# DATA

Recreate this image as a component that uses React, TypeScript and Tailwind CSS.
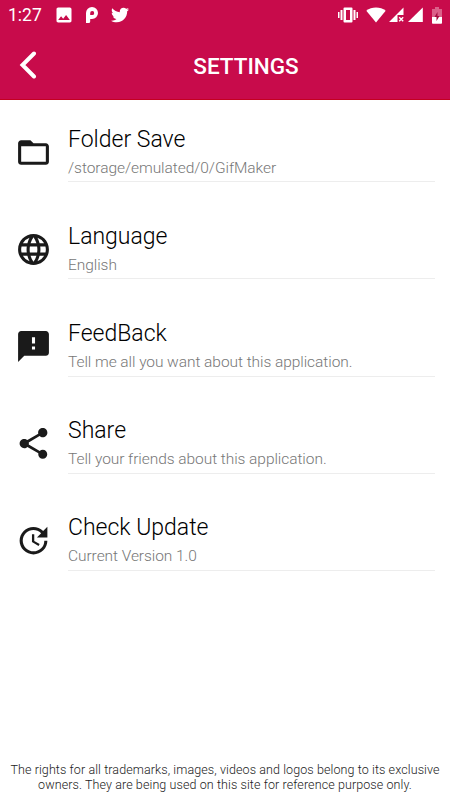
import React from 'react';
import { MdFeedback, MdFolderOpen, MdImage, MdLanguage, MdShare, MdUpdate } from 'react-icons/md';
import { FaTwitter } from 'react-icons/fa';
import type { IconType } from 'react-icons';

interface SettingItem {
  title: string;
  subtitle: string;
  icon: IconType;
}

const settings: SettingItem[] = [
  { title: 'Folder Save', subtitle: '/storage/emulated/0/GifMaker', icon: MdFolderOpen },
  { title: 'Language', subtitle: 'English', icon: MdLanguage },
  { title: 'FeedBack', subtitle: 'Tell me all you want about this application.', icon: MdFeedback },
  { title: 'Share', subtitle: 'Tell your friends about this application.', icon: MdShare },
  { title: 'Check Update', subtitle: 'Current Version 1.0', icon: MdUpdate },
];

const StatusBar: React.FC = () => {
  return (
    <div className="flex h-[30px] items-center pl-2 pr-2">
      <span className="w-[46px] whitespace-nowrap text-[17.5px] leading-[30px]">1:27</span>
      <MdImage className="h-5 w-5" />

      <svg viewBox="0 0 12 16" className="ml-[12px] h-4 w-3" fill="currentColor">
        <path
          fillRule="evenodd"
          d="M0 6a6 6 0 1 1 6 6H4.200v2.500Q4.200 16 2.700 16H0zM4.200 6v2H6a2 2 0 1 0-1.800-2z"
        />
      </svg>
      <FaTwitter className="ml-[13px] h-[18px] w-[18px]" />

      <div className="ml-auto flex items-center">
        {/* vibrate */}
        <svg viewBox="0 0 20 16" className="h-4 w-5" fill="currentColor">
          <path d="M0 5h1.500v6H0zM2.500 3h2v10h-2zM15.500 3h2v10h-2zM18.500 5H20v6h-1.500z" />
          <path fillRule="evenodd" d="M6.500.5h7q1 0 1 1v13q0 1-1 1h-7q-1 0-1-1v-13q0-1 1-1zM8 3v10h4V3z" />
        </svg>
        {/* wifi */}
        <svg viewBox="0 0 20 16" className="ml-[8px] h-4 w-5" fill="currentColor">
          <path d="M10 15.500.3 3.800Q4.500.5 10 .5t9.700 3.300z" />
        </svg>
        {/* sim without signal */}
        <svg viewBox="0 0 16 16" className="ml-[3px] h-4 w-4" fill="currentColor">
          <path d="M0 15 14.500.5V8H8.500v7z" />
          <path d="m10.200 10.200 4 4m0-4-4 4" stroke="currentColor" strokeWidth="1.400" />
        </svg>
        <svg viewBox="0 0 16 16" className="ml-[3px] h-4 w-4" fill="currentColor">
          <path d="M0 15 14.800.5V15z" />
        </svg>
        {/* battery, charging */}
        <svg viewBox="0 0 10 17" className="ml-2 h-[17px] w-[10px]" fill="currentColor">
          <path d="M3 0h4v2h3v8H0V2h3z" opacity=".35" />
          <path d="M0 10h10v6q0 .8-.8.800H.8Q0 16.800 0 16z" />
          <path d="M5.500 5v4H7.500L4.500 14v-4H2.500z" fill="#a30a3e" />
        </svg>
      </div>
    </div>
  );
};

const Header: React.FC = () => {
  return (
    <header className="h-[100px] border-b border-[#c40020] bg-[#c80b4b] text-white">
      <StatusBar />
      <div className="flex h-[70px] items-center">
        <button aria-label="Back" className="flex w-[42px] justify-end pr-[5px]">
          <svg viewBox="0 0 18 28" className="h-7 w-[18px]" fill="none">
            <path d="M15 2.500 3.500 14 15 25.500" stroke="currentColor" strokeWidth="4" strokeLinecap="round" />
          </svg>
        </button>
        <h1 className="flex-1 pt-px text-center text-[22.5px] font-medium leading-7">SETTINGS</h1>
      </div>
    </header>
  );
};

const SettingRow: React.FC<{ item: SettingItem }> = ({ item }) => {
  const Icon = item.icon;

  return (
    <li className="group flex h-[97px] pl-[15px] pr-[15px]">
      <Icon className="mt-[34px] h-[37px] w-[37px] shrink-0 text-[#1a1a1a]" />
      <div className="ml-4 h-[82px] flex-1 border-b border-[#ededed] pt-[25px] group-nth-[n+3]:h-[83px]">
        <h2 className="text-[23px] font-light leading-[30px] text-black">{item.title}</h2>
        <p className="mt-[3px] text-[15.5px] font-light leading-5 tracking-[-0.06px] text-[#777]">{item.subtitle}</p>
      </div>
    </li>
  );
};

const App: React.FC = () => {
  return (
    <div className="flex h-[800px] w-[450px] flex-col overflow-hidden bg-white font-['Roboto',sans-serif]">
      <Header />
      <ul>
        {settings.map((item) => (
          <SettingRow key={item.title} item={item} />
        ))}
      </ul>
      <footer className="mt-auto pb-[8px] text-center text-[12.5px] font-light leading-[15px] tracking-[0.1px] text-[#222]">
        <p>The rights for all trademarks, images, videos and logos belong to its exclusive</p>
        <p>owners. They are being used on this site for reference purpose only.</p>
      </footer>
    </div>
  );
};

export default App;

# EXERCISE DIRECTIONS
Write out each line of the data exactly; the images should be left out.

# OUTPUT OF THE EXERCISE
Recreate this image as a component that uses React, TypeScript and Tailwind CSS.
import React from 'react';
import { MdFeedback, MdFolderOpen, MdImage, MdLanguage, MdShare, MdUpdate } from 'react-icons/md';
import { FaTwitter } from 'react-icons/fa';
import type { IconType } from 'react-icons';

interface SettingItem {
  title: string;
  subtitle: string;
  icon: IconType;
}

const settings: SettingItem[] = [
  { title: 'Folder Save', subtitle: '/storage/emulated/0/GifMaker', icon: MdFolderOpen },
  { title: 'Language', subtitle: 'English', icon: MdLanguage },
  { title: 'FeedBack', subtitle: 'Tell me all you want about this application.', icon: MdFeedback },
  { title: 'Share', subtitle: 'Tell your friends about this application.', icon: MdShare },
  { title: 'Check Update', subtitle: 'Current Version 1.0', icon: MdUpdate },
];

const StatusBar: React.FC = () => {
  return (
    <div className="flex h-[30px] items-center pl-2 pr-2">
      <span className="w-[46px] whitespace-nowrap text-[17.5px] leading-[30px]">1:27</span>
      <MdImage className="h-5 w-5" />

      <svg viewBox="0 0 12 16" className="ml-[12px] h-4 w-3" fill="currentColor">
        <path
          fillRule="evenodd"
          d="M0 6a6 6 0 1 1 6 6H4.200v2.500Q4.200 16 2.700 16H0zM4.200 6v2H6a2 2 0 1 0-1.800-2z"
        />
      </svg>
      <FaTwitter className="ml-[13px] h-[18px] w-[18px]" />

      <div className="ml-auto flex items-center">
        {/* vibrate */}
        <svg viewBox="0 0 20 16" className="h-4 w-5" fill="currentColor">
          <path d="M0 5h1.500v6H0zM2.500 3h2v10h-2zM15.500 3h2v10h-2zM18.500 5H20v6h-1.500z" />
          <path fillRule="evenodd" d="M6.500.5h7q1 0 1 1v13q0 1-1 1h-7q-1 0-1-1v-13q0-1 1-1zM8 3v10h4V3z" />
        </svg>
        {/* wifi */}
        <svg viewBox="0 0 20 16" className="ml-[8px] h-4 w-5" fill="currentColor">
          <path d="M10 15.500.3 3.800Q4.500.5 10 .5t9.700 3.300z" />
        </svg>
        {/* sim without signal */}
        <svg viewBox="0 0 16 16" className="ml-[3px] h-4 w-4" fill="currentColor">
          <path d="M0 15 14.500.5V8H8.500v7z" />
          <path d="m10.200 10.200 4 4m0-4-4 4" stroke="currentColor" strokeWidth="1.400" />
        </svg>
        <svg viewBox="0 0 16 16" className="ml-[3px] h-4 w-4" fill="currentColor">
          <path d="M0 15 14.800.5V15z" />
        </svg>
        {/* battery, charging */}
        <svg viewBox="0 0 10 17" className="ml-2 h-[17px] w-[10px]" fill="currentColor">
          <path d="M3 0h4v2h3v8H0V2h3z" opacity=".35" />
          <path d="M0 10h10v6q0 .8-.8.800H.8Q0 16.800 0 16z" />
          <path d="M5.500 5v4H7.500L4.500 14v-4H2.500z" fill="#a30a3e" />
        </svg>
      </div>
    </div>
  );
};

const Header: React.FC = () => {
  return (
    <header className="h-[100px] border-b border-[#c40020] bg-[#c80b4b] text-white">
      <StatusBar />
      <div className="flex h-[70px] items-center">
        <button aria-label="Back" className="flex w-[42px] justify-end pr-[5px]">
          <svg viewBox="0 0 18 28" className="h-7 w-[18px]" fill="none">
            <path d="M15 2.500 3.500 14 15 25.500" stroke="currentColor" strokeWidth="4" strokeLinecap="round" />
          </svg>
        </button>
        <h1 className="flex-1 pt-px text-center text-[22.5px] font-medium leading-7">SETTINGS</h1>
      </div>
    </header>
  );
};

const SettingRow: React.FC<{ item: SettingItem }> = ({ item }) => {
  const Icon = item.icon;

  return (
    <li className="group flex h-[97px] pl-[15px] pr-[15px]">
      <Icon className="mt-[34px] h-[37px] w-[37px] shrink-0 text-[#1a1a1a]" />
      <div className="ml-4 h-[82px] flex-1 border-b border-[#ededed] pt-[25px] group-nth-[n+3]:h-[83px]">
        <h2 className="text-[23px] font-light leading-[30px] text-black">{item.title}</h2>
        <p className="mt-[3px] text-[15.5px] font-light leading-5 tracking-[-0.06px] text-[#777]">{item.subtitle}</p>
      </div>
    </li>
  );
};

const App: React.FC = () => {
  return (
    <div className="flex h-[800px] w-[450px] flex-col overflow-hidden bg-white font-['Roboto',sans-serif]">
      <Header />
      <ul>
        {settings.map((item) => (
          <SettingRow key={item.title} item={item} />
        ))}
      </ul>
      <footer className="mt-auto pb-[8px] text-center text-[12.5px] font-light leading-[15px] tracking-[0.1px] text-[#222]">
        <p>The rights for all trademarks, images, videos and logos belong to its exclusive</p>
        <p>owners. They are being used on this site for reference purpose only.</p>
      </footer>
    </div>
  );
};

export default App;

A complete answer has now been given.